Toute cette situation conduira le monde à une période de "déglobalisation", avec des restrictions et contrôles plus importants sur les voyages, mais aussi sur le commerce international. Cette "déglobalisation" ne touchera pas tous les secteurs de la même façon. Ainsi, dans le secteur industriel, il y aura un retour aux industries stratégiques (nouvelles technologies, pharmaceutiques, énergies renouvelables, etc.). Par ailleurs, il se produira une relocalisation des activités productives qui avaient été délocalisées dans le passé. La Chine restera un partenaire nécessaire mais il est devenu indispensable de retrouver une indépendance dans les chaînes de production. Quant au secteur des services, et grâce aux nouvelles technologies, il y aura au contraire une forte expansion. En revanche, et jusqu'à ce qu'il y ait un vaccin, le secteur du tourisme va souffrir énormément, ce qui est loin d'être une bonne nouvelle pour un pays comme l’Espagne.

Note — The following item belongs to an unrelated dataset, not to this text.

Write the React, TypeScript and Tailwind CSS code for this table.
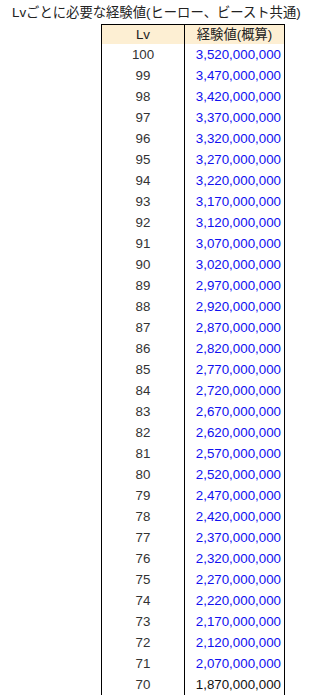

Europe : nous naviguons tous dans le même bateau

En ce qui concerne l’Union européenne, il existe un risque certain d’euroscepticisme, comme c’est le cas en Italie. Selon les experts de l’institut Elcano, il y a une école pessimiste qui pense que cette crise du Coronavirus va accélérer la désintégration de l'Union européenne. Une autre école, en revanche, estime que l'UE sortira plus forte, "comme cela a toujours été le cas face à l'adversité. L'Union européenne a connu plusieurs crises au cours des quinze dernières années, la dernière étant le Brexit, mais elle a survécu à toutes, cherchant des compromis entre les États". 

Certes, l'UE a mis du temps à réagir, mais elle n'a pas non plus de compétence en matière de santé publique ou de circulation des personnes. Or, les États ont agi très tard et de manière isolée. Les experts de l’Institut Real Elcano ont rappelé qu’il faut faire preuve "de plus de solidarité, d'empathie réciproque, car nous naviguons tous dans le même bateau. De cette crise, il faut voir que le système n'est pas parfait mais que la situation serait bien pire sans lui". Un exemple est la Grèce, qui, après la grave crise qu’elle a traversée, est encore plus favorable à l'euro. Cependant les Grecs estiment que leur voix n’est pas écoutée au sein de l’Union européenne. C’est un sentiment qui risque d’émerger en Espagne, pays pourtant traditionnellement très pro-européen.